You know? people have becomed millionares with similar ideas....have you ever heard of the SWOT Analisys???
It's ok, there are plenty of quality articles on here. He created something so don't just destroy it without contributing something. His series is meant to make people improve who simply enjoy winning. Anyway I like the community here and your post seems very negative compared to the usual criticism we get here. Also Tri-cons are better than mono-cons. Just letting you know. You are welcome.
The more icons a character has, the more easily drawn into challenges they are with Rhoynar Emissary. I may not be able to win a MIL challenge as the attacker, but maybe I can force you to defend with a huge character instead of a piece of crap character.

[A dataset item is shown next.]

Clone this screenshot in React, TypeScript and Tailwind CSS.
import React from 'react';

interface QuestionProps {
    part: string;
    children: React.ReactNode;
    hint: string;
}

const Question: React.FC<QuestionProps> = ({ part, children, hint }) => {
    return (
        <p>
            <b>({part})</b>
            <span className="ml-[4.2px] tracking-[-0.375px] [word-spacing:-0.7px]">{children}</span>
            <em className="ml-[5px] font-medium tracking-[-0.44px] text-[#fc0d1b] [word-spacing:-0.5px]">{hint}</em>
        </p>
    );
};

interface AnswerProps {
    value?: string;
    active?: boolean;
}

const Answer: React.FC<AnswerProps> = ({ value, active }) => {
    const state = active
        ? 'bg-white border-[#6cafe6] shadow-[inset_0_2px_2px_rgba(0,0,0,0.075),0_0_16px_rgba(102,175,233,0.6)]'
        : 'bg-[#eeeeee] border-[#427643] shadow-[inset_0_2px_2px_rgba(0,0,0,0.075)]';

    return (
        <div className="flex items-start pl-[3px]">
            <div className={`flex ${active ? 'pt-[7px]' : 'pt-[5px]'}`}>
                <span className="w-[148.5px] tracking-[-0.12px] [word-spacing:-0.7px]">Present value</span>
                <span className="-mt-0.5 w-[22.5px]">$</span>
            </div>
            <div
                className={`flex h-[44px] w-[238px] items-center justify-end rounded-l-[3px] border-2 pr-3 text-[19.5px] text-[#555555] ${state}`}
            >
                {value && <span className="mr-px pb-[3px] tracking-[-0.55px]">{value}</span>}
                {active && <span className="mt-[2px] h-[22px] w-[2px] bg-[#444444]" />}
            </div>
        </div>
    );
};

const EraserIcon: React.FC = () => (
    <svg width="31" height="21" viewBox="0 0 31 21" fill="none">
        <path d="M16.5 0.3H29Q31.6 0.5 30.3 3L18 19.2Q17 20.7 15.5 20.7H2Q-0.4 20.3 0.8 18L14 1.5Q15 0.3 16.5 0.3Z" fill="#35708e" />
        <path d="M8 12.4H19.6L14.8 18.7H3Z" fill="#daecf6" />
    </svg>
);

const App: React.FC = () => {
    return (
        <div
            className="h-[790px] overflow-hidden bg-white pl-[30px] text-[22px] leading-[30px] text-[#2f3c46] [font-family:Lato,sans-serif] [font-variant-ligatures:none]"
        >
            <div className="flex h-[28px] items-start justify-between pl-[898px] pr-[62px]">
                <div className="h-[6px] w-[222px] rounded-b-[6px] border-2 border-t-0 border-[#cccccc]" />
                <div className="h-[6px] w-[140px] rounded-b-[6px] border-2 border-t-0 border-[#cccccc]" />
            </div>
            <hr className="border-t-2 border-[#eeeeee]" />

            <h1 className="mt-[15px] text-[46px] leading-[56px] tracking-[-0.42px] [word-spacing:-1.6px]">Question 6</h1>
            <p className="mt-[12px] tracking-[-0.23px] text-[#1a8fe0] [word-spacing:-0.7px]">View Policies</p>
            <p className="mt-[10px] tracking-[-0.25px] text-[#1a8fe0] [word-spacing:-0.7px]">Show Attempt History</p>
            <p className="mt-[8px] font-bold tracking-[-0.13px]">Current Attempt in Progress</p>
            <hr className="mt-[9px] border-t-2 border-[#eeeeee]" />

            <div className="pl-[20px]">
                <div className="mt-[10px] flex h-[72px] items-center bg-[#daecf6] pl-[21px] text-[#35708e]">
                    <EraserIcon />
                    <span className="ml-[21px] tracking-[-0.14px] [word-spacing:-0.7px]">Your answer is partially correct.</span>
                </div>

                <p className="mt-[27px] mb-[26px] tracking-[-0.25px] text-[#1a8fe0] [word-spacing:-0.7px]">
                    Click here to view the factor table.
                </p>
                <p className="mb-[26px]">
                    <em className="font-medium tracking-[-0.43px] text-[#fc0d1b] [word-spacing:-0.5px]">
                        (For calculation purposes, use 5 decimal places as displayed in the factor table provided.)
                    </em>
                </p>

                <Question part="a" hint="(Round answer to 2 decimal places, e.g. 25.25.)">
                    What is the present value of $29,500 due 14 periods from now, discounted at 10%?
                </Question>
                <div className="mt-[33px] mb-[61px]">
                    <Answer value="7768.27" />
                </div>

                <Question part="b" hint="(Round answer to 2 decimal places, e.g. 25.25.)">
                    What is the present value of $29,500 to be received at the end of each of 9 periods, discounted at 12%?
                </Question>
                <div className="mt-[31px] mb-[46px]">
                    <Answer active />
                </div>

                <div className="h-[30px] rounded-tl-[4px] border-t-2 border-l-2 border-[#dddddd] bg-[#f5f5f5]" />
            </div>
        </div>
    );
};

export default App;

I make seven piles, where one is in the middle, and the other six form a circle around it. Then starting at 12 o'clock and working clockwise, I have Military, Military and Intrigue, Intrigue, Intrigue and Power, Power, finally all three icons in the centre.
It helps me get the right balance of icons within a deck, whilst also deciding which Street would work as the best reducer in the deck.
My main thought with the article is that do most decks have an average of 40 cards? I thought it was 30.
I agree with you about the character count. Most decks have around 30 (likely a bit more, but definitely not 40).
Indeed! Apologies for missing out the sixth spoke in my wheel.